There are a number of websites with information about Enid Blyton – the Enid Blyton Society and Enid Blyton.net to name but two. By all accounts her life was not always a happy one – as the 2009 TV film about her portrayed. Enid with Helena Bonham Carter as Enid, shows her as a mother who ignored her own daughters, an arrogant, selfish and insecure woman. Sometimes it’s not a good thing to know too much about an author’s personal life. I’d rather just enjoy her books.
I don’t have a photo of the real Green Hedges in Beaconsfield, Buckinghamshire the house where Enid Blyton lived for many years, but the Bekonscot Model Village in Beaconsfield includes a model of the house complete with Noddy in his little car parked at the front.
14 thoughts on “ABC Wednesday – E is for …”
Reading the St Clare’s and Mallory Towers series was about the only girly thing I ever did as a child. I loved them and when I leafed through my complete edition of Mallory Towers this Christmas, I found out that I still knew it by heart. I don’t think I would enjoy reading them today as much, but I have them (Famous Five mostly) at my school library and I would fight for them if I had to. I’m confident that the children can survive reading the occasional sexist or racial stereotype in such books (there are some, I did notice that) without lasting damage, just as I’m confident they can read To Kill a Mockingbird on Uncle Tom’s Cabin.
I think maybe Malory Towers are my favourite Blyton books and I think you’re right that children can survive reading the occasional sexist or racial stereotype in such books.
Enid Blyton is, in some ways, responsible for my PhD. It was her Malory Towers characters that taught me that a girl could have a career and reach for the skies academically. In my back street slum home, that wasn’t on our horizons at all. Everyone of my classmates left school at fifteen because it was what you did. I didn’t because of the vision Blyton had given me.
That is fantastic, Annie. I can’t say that her books affected me as much as that but they certainly gave me a love of books and reading. I wish they had because I didn’t go to university after school and it was only much later that I got my degree with the Open University.
I took my children to Beckenscot many times when they were young, but I had not realised that one of the houses is Enid Blyton’s. Obviously I did not read the guide book! Thanks for the info, if ever I go back there I will look at it with new perspective.
the issue of racism and xenophobia show up in modern discussions of older literature – Mark Twain, e.g. Historic context should be taken into account.
ROG, ABC Wednesday team
Margaret – What a great tribute to Enid Blyton. It’s interesting that you would mention modern criticism of her work on the grounds of several “-isms.” As you and Roger mention, she was a product of her time. Those books need to be taken in context. And over the years, I’ve encountered so many people who begin their reading lives with Blyton’s book.

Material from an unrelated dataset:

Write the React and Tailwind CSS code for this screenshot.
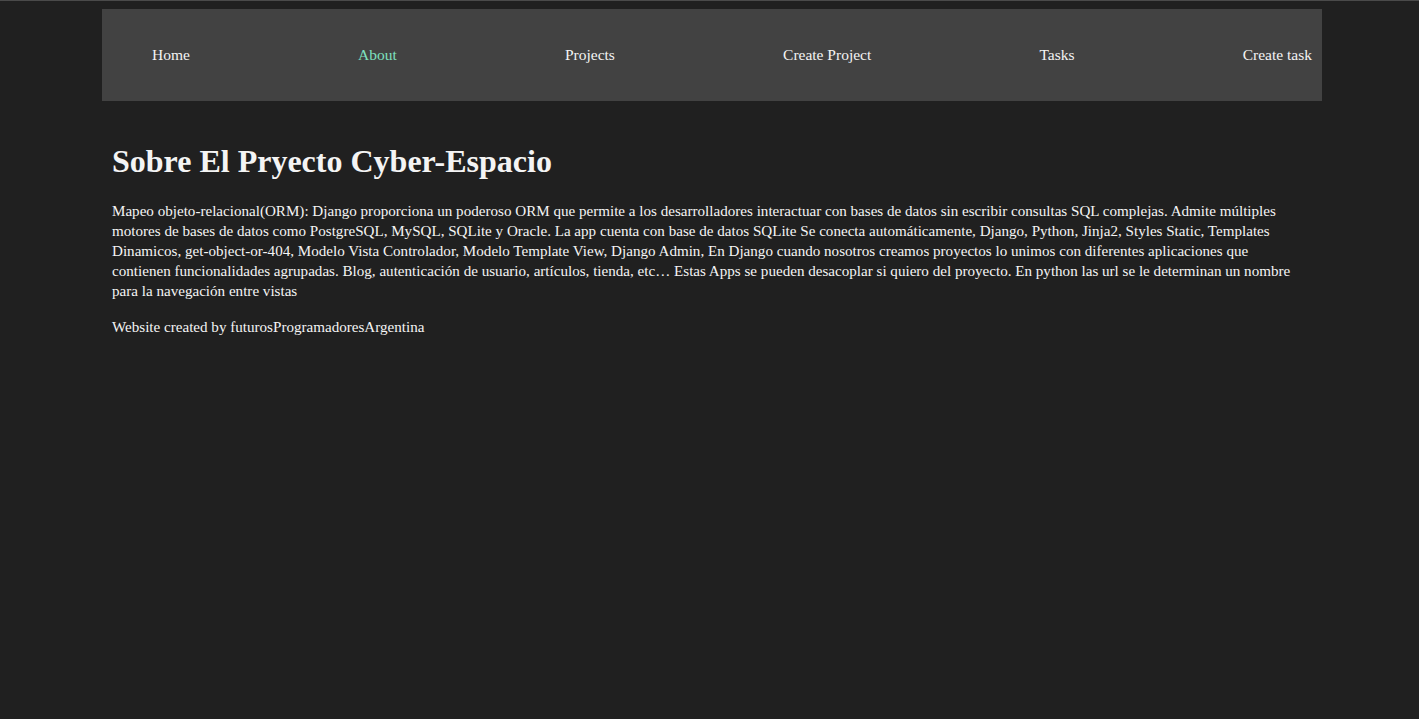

To me, any author who gets children to love reading deserves commendation.
Noddy was my introduction to reading and although I did read other things I was in love with Enid Blyton’s books all though my childhood. Absolutely smitten with the Adventure series and the ‘Barney’ series (all titles begin with ‘R’). I’ve read a few over the past couple of years and still enjoyed them. One… I think it was The Sea of Adventure… was delightful in its portrayal of the islands off the Scottish coast. Better than many adult books set there! And I thought The Rat-a-tat Mystery genuinely creepy! My daughters also adored her books although they had teachers who weren’t quite so keen. One said that children who read her books sometimes ended up writing like her. I wondered why it was so awful to write correct English.

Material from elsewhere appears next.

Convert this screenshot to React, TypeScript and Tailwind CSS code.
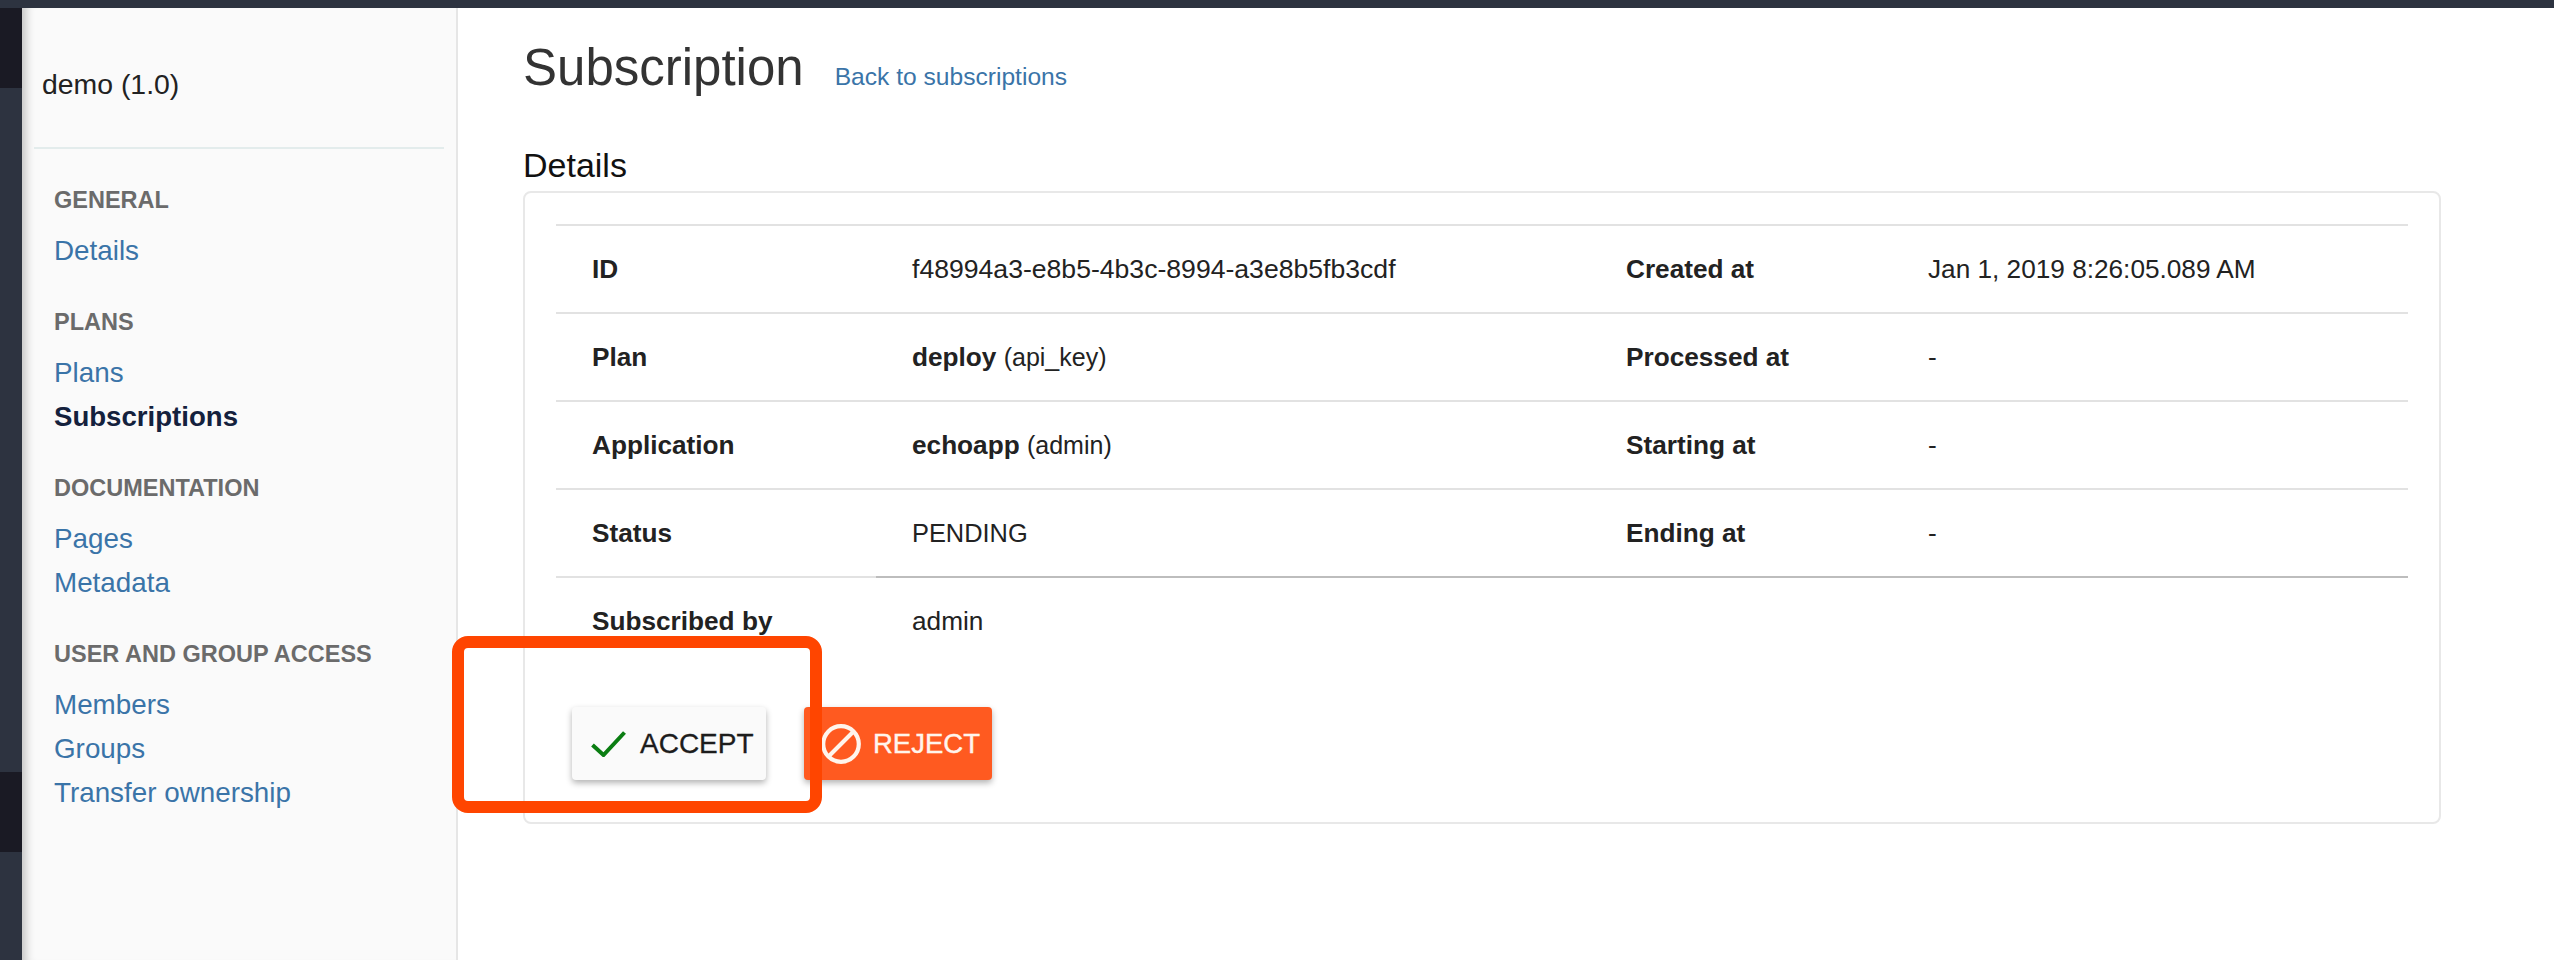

What a nice post ! I loved Enid Blayton books and have devored all of the famous five and probably the others too. They were translated into German so that I could read them as soon as I started reading books with 10. I think they are still not outdated !

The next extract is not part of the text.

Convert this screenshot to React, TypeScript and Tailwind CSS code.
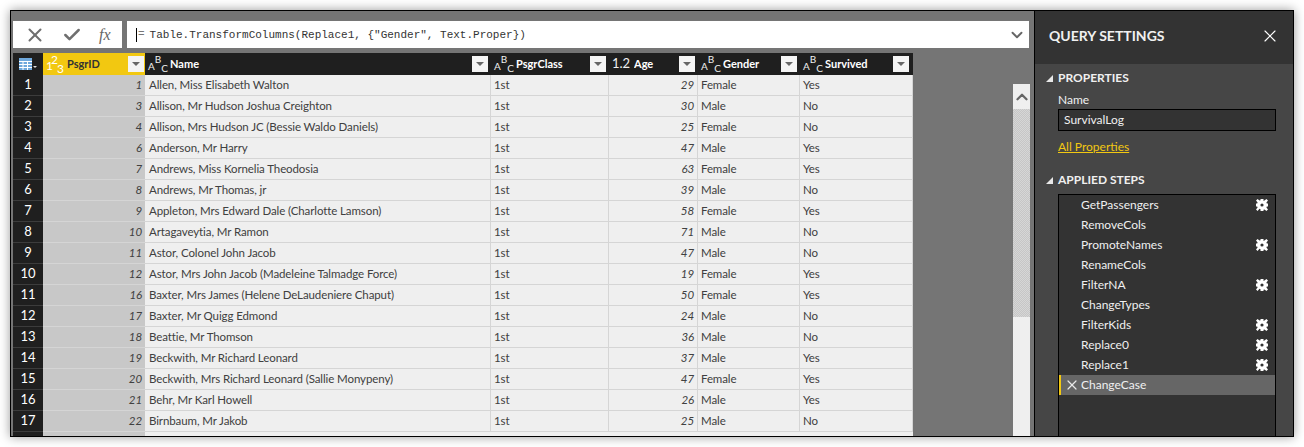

I have not read any Enid Blayton books in a while, reading this put me in the mood to start reading one!
Not being a great reader as a child my Enid Blyton books were few, however my youngest daughter love ‘St Clare’s’ and her favourite of all time (which she states till this day at 24 yrs.)is The Magic Faraway Tree.
I love a controversy! I will have to check these books out. Sound like Malory Towers are the ones to read.
I’ve never read Enid Blyton before but she’s on my list of books I need to read. Love the model village! I would love to see something like that in person.
As a child growing up on a remote farm in Ireland, Enid Blyton became my other and better life, and her characters became my alter-egos. I credit her books with my lifelong love of reading, and for my own career as an author. Thanks for this tribute to her. I don’t read much contemporary children’s books, but I cannot imagine them having the same power to capture a child’s imagination as E.B.’s works.